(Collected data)
╭──

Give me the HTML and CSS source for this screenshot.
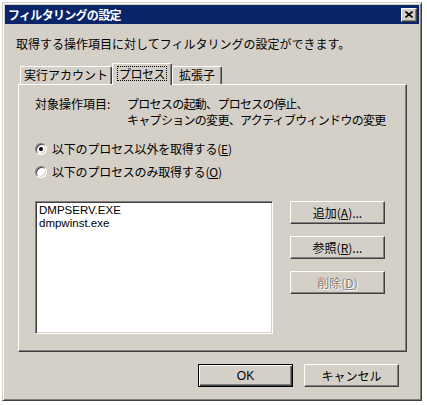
FILE: index.html
```html
<!DOCTYPE html>
<html lang="ja">
<head>
<meta charset="utf-8">
<title>フィルタリングの設定</title>
<link rel="stylesheet" href="styles.css">
</head>
<body>
<div class="window">
  <div class="titlebar">
    <span class="title">フィルタリングの設定</span>
    <span class="close"><svg width="8" height="7" viewBox="0 0 8 7"><path d="M0.5 0.5 L7.5 6.5 M7.5 0.5 L0.5 6.5" stroke="#000" stroke-width="1.6" fill="none"/></svg></span>
  </div>
  <div class="content">
    <p class="desc">取得する操作項目に対してフィルタリングの設定ができます。</p>
    <div class="tabs">
      <div class="tab t1">実行アカウント</div>
      <div class="tab t2 active"><span class="focus">プロセス</span></div>
      <div class="tab t3">拡張子</div>
    </div>
    <div class="panel">
      <div class="target">
        <span class="tlabel">対象操作項目:</span>
        <div class="tvalue">
          <div class="tline">プロセスの起動、プロセスの停止、</div>
          <div class="tline">キャプションの変更、アクティブウィンドウの変更</div>
        </div>
      </div>
      <div class="radios">
        <div class="radiorow"><span class="radio checked"></span><span class="rlabel">以下のプロセス以外を取得する(<u>E</u>)</span></div>
        <div class="radiorow"><span class="radio"></span><span class="rlabel">以下のプロセスのみ取得する(<u>O</u>)</span></div>
      </div>
      <div class="listrow">
        <div class="listbox">
          <div class="item">DMPSERV.EXE</div>
          <div class="item">dmpwinst.exe</div>
        </div>
        <div class="sidebtns">
          <div class="btn">追加(<u>A</u>)...</div>
          <div class="btn">参照(<u>R</u>)...</div>
          <div class="btn disabled">削除(<u>D</u>)</div>
        </div>
      </div>
    </div>
    <div class="footer">
      <div class="btn default">OK</div>
      <div class="btn">キャンセル</div>
    </div>
  </div>
</div>
</body>
</html>
```

FILE: styles.css
```css
html, body {
  margin: 0;
  padding: 0;
  background: #ffffff;
}
body {
  font-family: "Noto Sans CJK JP", "Liberation Sans", sans-serif;
  font-size: 12px;
  color: #000;
}
.window {
  margin: 2px 0 0 2px;
  width: 420px;
  height: 399px;
  box-sizing: border-box;
  background: #d4d0c8;
  border: 1px solid;
  border-color: #d4d0c8 #404040 #404040 #d4d0c8;
  box-shadow: inset 1px 1px #ffffff, inset -1px -1px #808080;
  padding: 2px;
}
.titlebar {
  height: 19px;
  background: #0a246a;
  display: flex;
  align-items: center;
  justify-content: space-between;
  padding: 0 2px 0 3px;
}
.title {
  color: #fff;
  font-weight: bold;
  font-size: 12px;
  letter-spacing: -0.7px;
  line-height: 19px;
}
.close {
  width: 16px;
  height: 14px;
  box-sizing: border-box;
  background: #d4d0c8;
  border: 1px solid;
  border-color: #fff #404040 #404040 #fff;
  box-shadow: inset -1px -1px #808080;
  display: flex;
  align-items: center;
  justify-content: center;
  padding-bottom: 1px;
}
.desc {
  margin: 13px 0 0 11px;
  line-height: 14px;
}
.tabs {
  display: flex;
  align-items: flex-end;
  margin: 12px 0 0 15px;
  height: 21px;
}
.tab {
  box-sizing: border-box;
  height: 18px;
  line-height: 16px;
  text-align: center;
  border-top: 1px solid #fff;
  border-left: 1px solid #fff;
  border-right: 1px solid #404040;
  box-shadow: inset -1px 0 #808080;
  border-radius: 2px 2px 0 0;
  background: #d4d0c8;
}
.t1 { width: 92px; }
.t2 { width: 60px; }
.t3 { width: 50px; }
.tab.active {
  height: 22px;
  margin-bottom: -1px;
  position: relative;
  z-index: 1;
  padding-top: 2px;
}
.focus {
  display: inline-block;
  border: 1px dotted #000;
  line-height: 13px;
  padding: 0 1px;
  letter-spacing: -0.5px;
}
.panel {
  margin-left: 13px;
  width: 389px;
  height: 268px;
  box-sizing: border-box;
  border: 1px solid;
  border-color: #fff #404040 #404040 #fff;
  box-shadow: inset -1px -1px #808080;
  padding: 11px 0 0 16px;
}
.target {
  display: flex;
  line-height: 16px;
}
.tlabel {
  width: 92px;
}
.tvalue {
  letter-spacing: -0.7px;
}
.radios {
  margin-top: 9px;
}
.radiorow {
  height: 23px;
  display: flex;
  align-items: center;
  gap: 5px;
}
.rlabel {
  letter-spacing: -0.2px;
}
.radio {
  width: 12px;
  height: 12px;
  box-sizing: border-box;
  border-radius: 50%;
  background: #fff;
  border: 1px solid;
  border-color: #808080 #fff #fff #808080;
  box-shadow: inset 1px 1px #404040, inset -1px -1px #d4d0c8;
  display: flex;
  align-items: center;
  justify-content: center;
}
.radio.checked::after {
  content: "";
  width: 4px;
  height: 4px;
  border-radius: 50%;
  background: #000;
}
.listrow {
  display: flex;
  margin-top: 18px;
  gap: 17px;
}
.listbox {
  width: 238px;
  height: 133px;
  box-sizing: border-box;
  background: #fff;
  border: 1px solid;
  border-color: #808080 #fff #fff #808080;
  box-shadow: inset 1px 1px #404040, inset -1px -1px #d4d0c8;
  padding: 2px 0 0 3px;
  font-family: "Liberation Sans", sans-serif;
  font-size: 11.5px;
  line-height: 13px;
}
.sidebtns {
  display: flex;
  flex-direction: column;
  gap: 12px;
}
.btn {
  width: 95px;
  height: 23px;
  box-sizing: border-box;
  background: #d4d0c8;
  border: 1px solid;
  border-color: #fff #404040 #404040 #fff;
  box-shadow: inset -1px -1px #808080;
  display: flex;
  align-items: center;
  justify-content: center;
  line-height: 14px;
}
.btn.disabled {
  color: #808080;
  text-shadow: 1px 1px #fff;
}
.btn.default {
  border: 1px solid #000;
  box-shadow: inset 1px 1px #fff, inset -1px -1px #404040, inset -2px -2px #808080;
  font-family: "Liberation Sans", sans-serif;
}
.footer {
  display: flex;
  justify-content: flex-end;
  gap: 11px;
  margin: 12px 20px 0 0;
}
u {
  text-decoration: underline;
  text-underline-offset: 1px;
}
```
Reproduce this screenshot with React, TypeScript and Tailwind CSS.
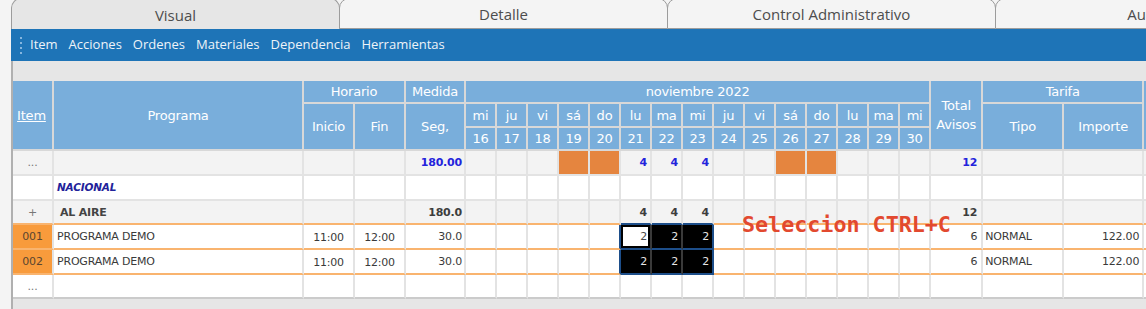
import React from "react";

const days = [
  { d: "mi", n: 16 }, { d: "ju", n: 17 }, { d: "vi", n: 18 }, { d: "sá", n: 19 },
  { d: "do", n: 20 }, { d: "lu", n: 21 }, { d: "ma", n: 22 }, { d: "mi", n: 23 },
  { d: "ju", n: 24 }, { d: "vi", n: 25 }, { d: "sá", n: 26 }, { d: "do", n: 27 },
  { d: "lu", n: 28 }, { d: "ma", n: 29 }, { d: "mi", n: 30 },
];
const weekend = new Set([19, 20, 26, 27]);
const sel = new Set([21, 22, 23]);

type Kind = "dots" | "nac" | "aire" | "p1" | "p2" | "end";

const H =
  "bg-[#79aedb] text-white font-normal text-[13px] p-0 text-center align-middle border-r-2 border-b-2 border-r-[#d8d8d8] border-b-[#d8d8d8]";

function rowBg(k: Kind) {
  return k === "dots" || k === "aire" ? "bg-[#f3f3f3]" : "bg-white";
}
function rowBottom(k: Kind) {
  if (k === "aire" || k === "p1" || k === "p2") return "border-b-[#f9b46f]";
  if (k === "end") return "border-b-[#cbcbcb]";
  return "border-b-[#e3e3e3]";
}

function Cell({ k, className = "", children }: { k: Kind; className?: string; children?: React.ReactNode }) {
  return (
    <td className={`p-0 align-middle border-r-2 border-b-2 border-r-[#e3e3e3] ${rowBottom(k)} ${className}`}>
      {children}
    </td>
  );
}

function DayCell({ k, n }: { k: Kind; n: number }) {
  const isSel = sel.has(n) && (k === "p1" || k === "p2");
  let bg = rowBg(k);
  if (k === "dots" && weekend.has(n)) bg = "bg-[#e5853f]";
  if (isSel) bg = "bg-black";
  const active = k === "p1" && n === 21;
  if (active) bg = "bg-white shadow-[inset_0_0_0_2px_#000]";

  let right = "border-r-[#e3e3e3]";
  if ((k === "p1" || k === "p2") && (n === 20 || n === 23)) right = "border-r-[#1d4e8a]";
  if ((k === "p1" || k === "p2") && (n === 21 || n === 22)) right = "border-r-[#3a3a3a]";

  let bottom = rowBottom(k);
  if ((k === "aire" || k === "p1" || k === "p2") && sel.has(n)) bottom = "border-b-[#1d4e8a]";

  let content: React.ReactNode = null;
  if (k === "dots" && sel.has(n)) content = <span className="font-bold text-[#2323dc]">4</span>;
  if (k === "aire" && sel.has(n)) content = <span className="font-bold text-[#3d3d3d]">4</span>;
  if (isSel) content = <span className={active ? "text-[#4a4a4a]" : "text-[#e6e6e6]"}>2</span>;

  return (
    <td className={`p-0 pr-[3px] text-right align-middle border-r-2 border-b-2 ${right} ${bottom} ${bg}`}>
      {content}
    </td>
  );
}

function BodyRow({ k, h }: { k: Kind; h: string }) {
  const bg = rowBg(k);
  const prog = k === "p1" || k === "p2";
  return (
    <tr className={h}>
      <Cell k={k} className={`text-center ${prog ? "bg-[#f89b3c] text-[#5a4630]" : `${bg} text-[#777]`}`}>
        {k === "dots" || k === "end" ? "..." : k === "aire" ? "+" : k === "p1" ? "001" : k === "p2" ? "002" : ""}
      </Cell>
      <Cell k={k} className={`${bg} text-left ${k === "aire" ? "pl-[6px]" : "pl-[3px]"}`}>
        {k === "nac" && <span className="italic font-bold text-[#22229a] text-[10.5px]">NACIONAL</span>}
        {k === "aire" && <span className="font-bold text-[#444]">AL AIRE</span>}
        {prog && <span className="text-[#3a3a3a]">PROGRAMA DEMO</span>}
      </Cell>
      <Cell k={k} className={`${bg} text-center text-[#3a3a3a]`}>
        {prog && <span className="relative top-[1px]">11:00</span>}
      </Cell>
      <Cell k={k} className={`${bg} text-center text-[#3a3a3a]`}>
        {prog && <span className="relative top-[1px]">12:00</span>}
      </Cell>
      <Cell k={k} className={`${bg} text-right pr-[2px]`}>
        {k === "dots" && <span className="font-bold text-[#2323dc]">180.00</span>}
        {k === "aire" && <span className="font-bold text-[#3d3d3d]">180.0</span>}
        {prog && <span className="text-[#3a3a3a]">30.0</span>}
      </Cell>
      {days.map((d) => (
        <DayCell key={d.n} k={k} n={d.n} />
      ))}
      <Cell k={k} className={`${bg} text-right pr-[4px]`}>
        {k === "dots" && <span className="font-bold text-[#2323dc]">12</span>}
        {k === "aire" && <span className="font-bold text-[#3d3d3d]">12</span>}
        {prog && <span className="text-[#3a3a3a]">6</span>}
      </Cell>
      <Cell k={k} className={`${bg} text-left pl-[2px]`}>
        {prog && <span className="text-[#3a3a3a]">NORMAL</span>}
      </Cell>
      <Cell k={k} className={`${bg} text-right pr-[3px]`}>
        {prog && <span className="text-[#3a3a3a]">122.00</span>}
      </Cell>
      <Cell k={k} className={bg} />
    </tr>
  );
}

export default function App() {
  const tabs = ["Visual", "Detalle", "Control Administrativo", "Auditoría"];
  const menu = ["Item", "Acciones", "Ordenes", "Materiales", "Dependencia", "Herramientas"];
  return (
    <div className="relative w-[1146px] h-[309px] overflow-hidden bg-[#f4f4f4]">
      <div className="ml-[11px] flex flex-col h-full">
        {/* tabs */}
        <div className="flex h-[31px] -mt-[2px] shrink-0 font-['Open_Sans',sans-serif]">
          {tabs.map((t, i) => (
            <div
              key={t}
              className={
                i === 0
                  ? "w-[329px] shrink-0 h-full rounded-t-[10px] border border-b-0 border-[#9c9c9c] bg-[#e6e6e6] flex items-center justify-center pt-[2px] text-[15px] text-[#4d4d4d]"
                  : "w-[329px] shrink-0 -ml-px h-full rounded-t-[10px] border border-[#9c9c9c] bg-[#f4f4f4] flex items-center justify-center pt-[2px] text-[15px] text-[#4d4d4d]"
              }
            >
              {t}
            </div>
          ))}
        </div>
        {/* toolbar */}
        <div className="h-[32px] shrink-0 bg-[#1e74b7] flex items-center pl-[9px] font-['Open_Sans',sans-serif] text-[13px] text-[#eef3f8]">
          <div className="flex flex-col gap-[3px]">
            <div className="w-[2px] h-[2px] bg-[#86b6df]" />
            <div className="w-[2px] h-[2px] bg-[#86b6df]" />
            <div className="w-[2px] h-[2px] bg-[#86b6df]" />
            <div className="w-[2px] h-[2px] bg-[#86b6df]" />
          </div>
          <div className="flex gap-[11px] ml-[8px]">
            {menu.map((m) => (
              <span key={m}>{m}</span>
            ))}
          </div>
        </div>
        {/* content */}
        <div className="flex-1 bg-[#e6e6e6] border-l-2 border-[#b0b0b0] pt-[20px] overflow-hidden">
          <table className="table-fixed border-separate border-spacing-0 w-[1191px] font-['DejaVu_Sans',sans-serif] text-[11px] tracking-[-0.2px] leading-none">
            <colgroup>
              <col className="w-[41px]" />
              <col className="w-[250px]" />
              <col className="w-[51px]" />
              <col className="w-[51px]" />
              <col className="w-[60px]" />
              {days.map((d) => (
                <col key={d.n} className="w-[31px]" />
              ))}
              <col className="w-[52px]" />
              <col className="w-[81px]" />
              <col className="w-[80px]" />
              <col className="w-[60px]" />
            </colgroup>
            <thead>
              <tr className="h-[23px]">
                <th rowSpan={3} className={H}>
                  <span className="underline relative -left-[1px]">Item</span>
                </th>
                <th rowSpan={3} className={H}>Programa</th>
                <th colSpan={2} className={H}>Horario</th>
                <th className={H}>Medida</th>
                <th colSpan={15} className={H}>noviembre 2022</th>
                <th rowSpan={3} className={`${H} leading-[19px]`}>
                  Total
                  <br />
                  Avisos
                </th>
                <th colSpan={2} className={H}>Tarifa</th>
                <th rowSpan={3} className={H}></th>
              </tr>
              <tr className="h-[24px]">
                <th rowSpan={2} className={H}>Inicio</th>
                <th rowSpan={2} className={H}>Fin</th>
                <th rowSpan={2} className={H}>Seg,</th>
                {days.map((d) => (
                  <th key={d.n} className={H}>{d.d}</th>
                ))}
                <th rowSpan={2} className={H}>Tipo</th>
                <th rowSpan={2} className={H}>Importe</th>
              </tr>
              <tr className="h-[23px]">
                {days.map((d) => (
                  <th key={d.n} className={H}>{d.n}</th>
                ))}
              </tr>
            </thead>
            <tbody>
              <BodyRow k="dots" h="h-[25px]" />
              <BodyRow k="nac" h="h-[25px]" />
              <BodyRow k="aire" h="h-[24px]" />
              <BodyRow k="p1" h="h-[25px]" />
              <BodyRow k="p2" h="h-[25px]" />
              <BodyRow k="end" h="h-[24px]" />
            </tbody>
          </table>
        </div>
      </div>
      <div className="absolute left-[742px] top-[214px] font-['DejaVu_Sans_Mono',monospace] font-bold text-[21.7px] leading-none text-[#e2492f] whitespace-nowrap">
        Seleccion CTRL+C
      </div>
    </div>
  );
}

╰──

Description of the task - Retype only the lines above from the one with "Reproduce this screenshot" through the one with "text-white font-normal text-[13px]", exactly and with both ends. Images stay out.

The response -
Reproduce this screenshot with React, TypeScript and Tailwind CSS.
import React from "react";

const days = [
  { d: "mi", n: 16 }, { d: "ju", n: 17 }, { d: "vi", n: 18 }, { d: "sá", n: 19 },
  { d: "do", n: 20 }, { d: "lu", n: 21 }, { d: "ma", n: 22 }, { d: "mi", n: 23 },
  { d: "ju", n: 24 }, { d: "vi", n: 25 }, { d: "sá", n: 26 }, { d: "do", n: 27 },
  { d: "lu", n: 28 }, { d: "ma", n: 29 }, { d: "mi", n: 30 },
];
const weekend = new Set([19, 20, 26, 27]);
const sel = new Set([21, 22, 23]);

type Kind = "dots" | "nac" | "aire" | "p1" | "p2" | "end";

const H =
  "bg-[#79aedb] text-white font-normal text-[13px] p-0 text-center align-middle border-r-2 border-b-2 border-r-[#d8d8d8] border-b-[#d8d8d8]";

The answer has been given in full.